[Rows from a dataset of pages and code]
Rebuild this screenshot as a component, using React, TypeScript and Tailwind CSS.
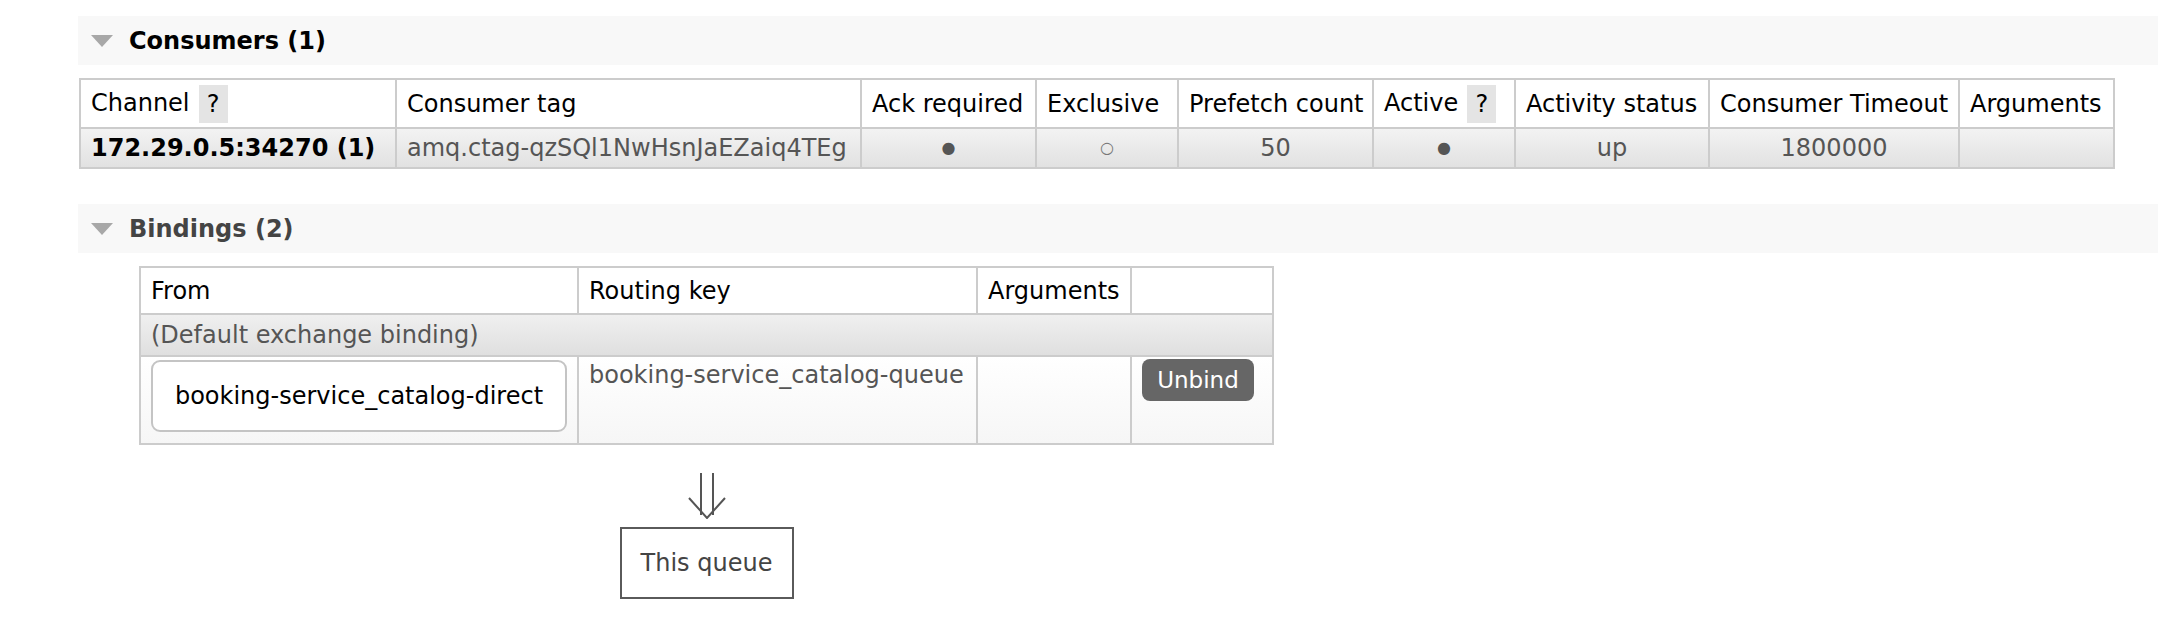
import React from "react";

const font = { fontFamily: '"DejaVu Sans", Verdana, sans-serif' };

function Triangle() {
  return (
    <svg width="22" height="12" viewBox="0 0 22 12" className="shrink-0">
      <polygon points="0,0 22,0 11,12" fill="#a8a8a8" />
    </svg>
  );
}

function SectionHeader({ title, dark }: { title: string; dark?: boolean }) {
  return (
    <div className="flex h-[49px] items-center bg-[#f8f8f8] pl-[13px]">
      <Triangle />
      <span className={`ml-[16px] text-[24px] font-bold leading-none ${dark ? "text-black" : "text-[#444]"}`}>{title}</span>
    </div>
  );
}

function Help() {
  return (
    <span className="ml-[9px] inline-flex h-[38px] w-[29px] items-center justify-center bg-[#e4e4e4] align-middle">?</span>
  );
}

const cell = "border-2 border-[#ccc] px-[10px]";

export default function App() {
  const consumerCols = [316, 465, 175, 142, 195, 142, 194, 250, 155];
  const bindingCols = [438, 399, 154, 142];
  return (
    <div className="min-h-[636px] w-[2158px] bg-white pl-[78px] pt-[16px] text-[24px] text-black" style={font}>
      <SectionHeader title="Consumers (1)" dark />
      <table className="mt-[13px] ml-[1px] table-fixed border-collapse w-[2034px]">
        <colgroup>
          {consumerCols.map((w, i) => (
            <col key={i} style={{ width: w }} />
          ))}
        </colgroup>
        <thead>
          <tr className="h-[49px] bg-white text-left leading-[28px]">
            <th className={`${cell} font-normal whitespace-nowrap`}>
              Channel<Help />
            </th>
            <th className={`${cell} font-normal whitespace-nowrap`}>Consumer tag</th>
            <th className={`${cell} font-normal whitespace-nowrap`}>Ack required</th>
            <th className={`${cell} font-normal whitespace-nowrap`}>Exclusive</th>
            <th className={`${cell} font-normal whitespace-nowrap`}>Prefetch count</th>
            <th className={`${cell} font-normal whitespace-nowrap`}>
              Active<Help />
            </th>
            <th className={`${cell} font-normal whitespace-nowrap`}>Activity status</th>
            <th className={`${cell} font-normal whitespace-nowrap`}>Consumer Timeout</th>
            <th className={`${cell} font-normal whitespace-nowrap`}>Arguments</th>
          </tr>
        </thead>
        <tbody>
          <tr className="h-[40px] bg-gradient-to-b from-[#f3f3f3] to-[#e1e1e1] leading-[28px] text-[#555]">
            <td className={`${cell} font-bold text-black whitespace-nowrap`}>172.29.0.5:34270 (1)</td>
            <td className={`${cell} whitespace-nowrap`}>amq.ctag-qzSQl1NwHsnJaEZaiq4TEg</td>
            <td className={`${cell} text-center text-[16px]`}>●</td>
            <td className={`${cell} text-center text-[16px] text-[#777]`}>○</td>
            <td className={`${cell} text-center`}>50</td>
            <td className={`${cell} text-center text-[16px]`}>●</td>
            <td className={`${cell} text-center`}>up</td>
            <td className={`${cell} text-center`}>1800000</td>
            <td className={cell}></td>
          </tr>
        </tbody>
      </table>

      <div className="mt-[35px]">
        <SectionHeader title="Bindings (2)" />
      </div>

      <div className="ml-[62px] mt-[13px] flex w-[1133px] flex-col items-center">
        <table className="table-fixed border-collapse w-[1133px]">
          <colgroup>
            {bindingCols.map((w, i) => (
              <col key={i} style={{ width: w }} />
            ))}
          </colgroup>
          <thead>
            <tr className="h-[47px] bg-white text-left leading-[28px]">
              <th className={`${cell} font-normal`}>From</th>
              <th className={`${cell} font-normal`}>Routing key</th>
              <th className={`${cell} font-normal`}>Arguments</th>
              <th className={`${cell} font-normal`}></th>
            </tr>
          </thead>
          <tbody>
            <tr className="h-[42px] bg-gradient-to-b from-[#f0f0f0] to-[#dfdfdf] leading-[28px] text-[#555]">
              <td className={cell} colSpan={4}>(Default exchange binding)</td>
            </tr>
            <tr className="h-[88px] bg-gradient-to-b from-[#ffffff] to-[#f6f6f6] align-top leading-[28px]">
              <td className={`${cell} pt-[3px]`}>
                <div className="flex h-[72px] w-[416px] items-center justify-center rounded-[9px] border-2 border-[#c4c4c4] bg-white text-black whitespace-nowrap">
                  booking-service_catalog-direct
                </div>
              </td>
              <td className={`${cell} pt-[4px] text-[#555] whitespace-nowrap`}>booking-service_catalog-queue</td>
              <td className={cell}></td>
              <td className={`${cell} pt-[2px]`}>
                <button className="flex h-[42px] w-[112px] items-center justify-center rounded-[8px] bg-[#666] text-[23px] text-white">
                  Unbind
                </button>
              </td>
            </tr>
          </tbody>
        </table>

        <svg width="40" height="48" viewBox="0 0 40 48" className="mt-[26px]">
          <g stroke="#555" strokeWidth="2" fill="none">
            <line x1="14" y1="2" x2="14" y2="44" />
            <line x1="26" y1="2" x2="26" y2="44" />
            <polyline points="2,27 20,47 38,27" />
          </g>
        </svg>

        <div className="mt-[8px] flex h-[72px] w-[174px] items-center justify-center border-2 border-[#5a5a5a] text-[#444]">
          This queue
        </div>
      </div>
    </div>
  );
}
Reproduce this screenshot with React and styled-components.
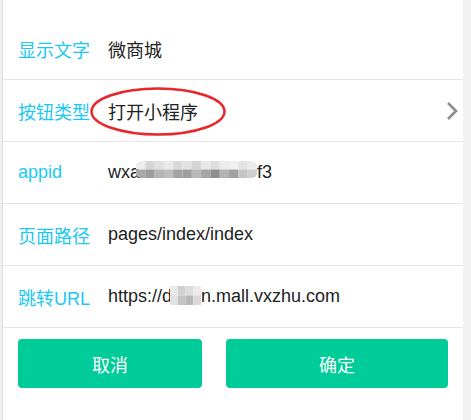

Goal: All the records above need to be given again word for word. Skip the pictures.

Response:
Rebuild this screenshot as a component, using React, TypeScript and Tailwind CSS.
import React from "react";

const font = { fontFamily: '"DejaVu Sans", Verdana, sans-serif' };

function Triangle() {
  return (
    <svg width="22" height="12" viewBox="0 0 22 12" className="shrink-0">
      <polygon points="0,0 22,0 11,12" fill="#a8a8a8" />
    </svg>
  );
}

function SectionHeader({ title, dark }: { title: string; dark?: boolean }) {
  return (
    <div className="flex h-[49px] items-center bg-[#f8f8f8] pl-[13px]">
      <Triangle />
      <span className={`ml-[16px] text-[24px] font-bold leading-none ${dark ? "text-black" : "text-[#444]"}`}>{title}</span>
    </div>
  );
}

function Help() {
  return (
    <span className="ml-[9px] inline-flex h-[38px] w-[29px] items-center justify-center bg-[#e4e4e4] align-middle">?</span>
  );
}

const cell = "border-2 border-[#ccc] px-[10px]";

export default function App() {
  const consumerCols = [316, 465, 175, 142, 195, 142, 194, 250, 155];
  const bindingCols = [438, 399, 154, 142];
  return (
    <div className="min-h-[636px] w-[2158px] bg-white pl-[78px] pt-[16px] text-[24px] text-black" style={font}>
      <SectionHeader title="Consumers (1)" dark />
      <table className="mt-[13px] ml-[1px] table-fixed border-collapse w-[2034px]">
        <colgroup>
          {consumerCols.map((w, i) => (
            <col key={i} style={{ width: w }} />
          ))}
        </colgroup>
        <thead>
          <tr className="h-[49px] bg-white text-left leading-[28px]">
            <th className={`${cell} font-normal whitespace-nowrap`}>
              Channel<Help />
            </th>
            <th className={`${cell} font-normal whitespace-nowrap`}>Consumer tag</th>
            <th className={`${cell} font-normal whitespace-nowrap`}>Ack required</th>
            <th className={`${cell} font-normal whitespace-nowrap`}>Exclusive</th>
            <th className={`${cell} font-normal whitespace-nowrap`}>Prefetch count</th>
            <th className={`${cell} font-normal whitespace-nowrap`}>
              Active<Help />
            </th>
            <th className={`${cell} font-normal whitespace-nowrap`}>Activity status</th>
            <th className={`${cell} font-normal whitespace-nowrap`}>Consumer Timeout</th>
            <th className={`${cell} font-normal whitespace-nowrap`}>Arguments</th>
          </tr>
        </thead>
        <tbody>
          <tr className="h-[40px] bg-gradient-to-b from-[#f3f3f3] to-[#e1e1e1] leading-[28px] text-[#555]">
            <td className={`${cell} font-bold text-black whitespace-nowrap`}>172.29.0.5:34270 (1)</td>
            <td className={`${cell} whitespace-nowrap`}>amq.ctag-qzSQl1NwHsnJaEZaiq4TEg</td>
            <td className={`${cell} text-center text-[16px]`}>●</td>
            <td className={`${cell} text-center text-[16px] text-[#777]`}>○</td>
            <td className={`${cell} text-center`}>50</td>
            <td className={`${cell} text-center text-[16px]`}>●</td>
            <td className={`${cell} text-center`}>up</td>
            <td className={`${cell} text-center`}>1800000</td>
            <td className={cell}></td>
          </tr>
        </tbody>
      </table>

      <div className="mt-[35px]">
        <SectionHeader title="Bindings (2)" />
      </div>

      <div className="ml-[62px] mt-[13px] flex w-[1133px] flex-col items-center">
        <table className="table-fixed border-collapse w-[1133px]">
          <colgroup>
            {bindingCols.map((w, i) => (
              <col key={i} style={{ width: w }} />
            ))}
          </colgroup>
          <thead>
            <tr className="h-[47px] bg-white text-left leading-[28px]">
              <th className={`${cell} font-normal`}>From</th>
              <th className={`${cell} font-normal`}>Routing key</th>
              <th className={`${cell} font-normal`}>Arguments</th>
              <th className={`${cell} font-normal`}></th>
            </tr>
          </thead>
          <tbody>
            <tr className="h-[42px] bg-gradient-to-b from-[#f0f0f0] to-[#dfdfdf] leading-[28px] text-[#555]">
              <td className={cell} colSpan={4}>(Default exchange binding)</td>
            </tr>
            <tr className="h-[88px] bg-gradient-to-b from-[#ffffff] to-[#f6f6f6] align-top leading-[28px]">
              <td className={`${cell} pt-[3px]`}>
                <div className="flex h-[72px] w-[416px] items-center justify-center rounded-[9px] border-2 border-[#c4c4c4] bg-white text-black whitespace-nowrap">
                  booking-service_catalog-direct
                </div>
              </td>
              <td className={`${cell} pt-[4px] text-[#555] whitespace-nowrap`}>booking-service_catalog-queue</td>
              <td className={cell}></td>
              <td className={`${cell} pt-[2px]`}>
                <button className="flex h-[42px] w-[112px] items-center justify-center rounded-[8px] bg-[#666] text-[23px] text-white">
                  Unbind
                </button>
              </td>
            </tr>
          </tbody>
        </table>

        <svg width="40" height="48" viewBox="0 0 40 48" className="mt-[26px]">
          <g stroke="#555" strokeWidth="2" fill="none">
            <line x1="14" y1="2" x2="14" y2="44" />
            <line x1="26" y1="2" x2="26" y2="44" />
            <polyline points="2,27 20,47 38,27" />
          </g>
        </svg>

        <div className="mt-[8px] flex h-[72px] w-[174px] items-center justify-center border-2 border-[#5a5a5a] text-[#444]">
          This queue
        </div>
      </div>
    </div>
  );
}
Reproduce this screenshot with React and styled-components.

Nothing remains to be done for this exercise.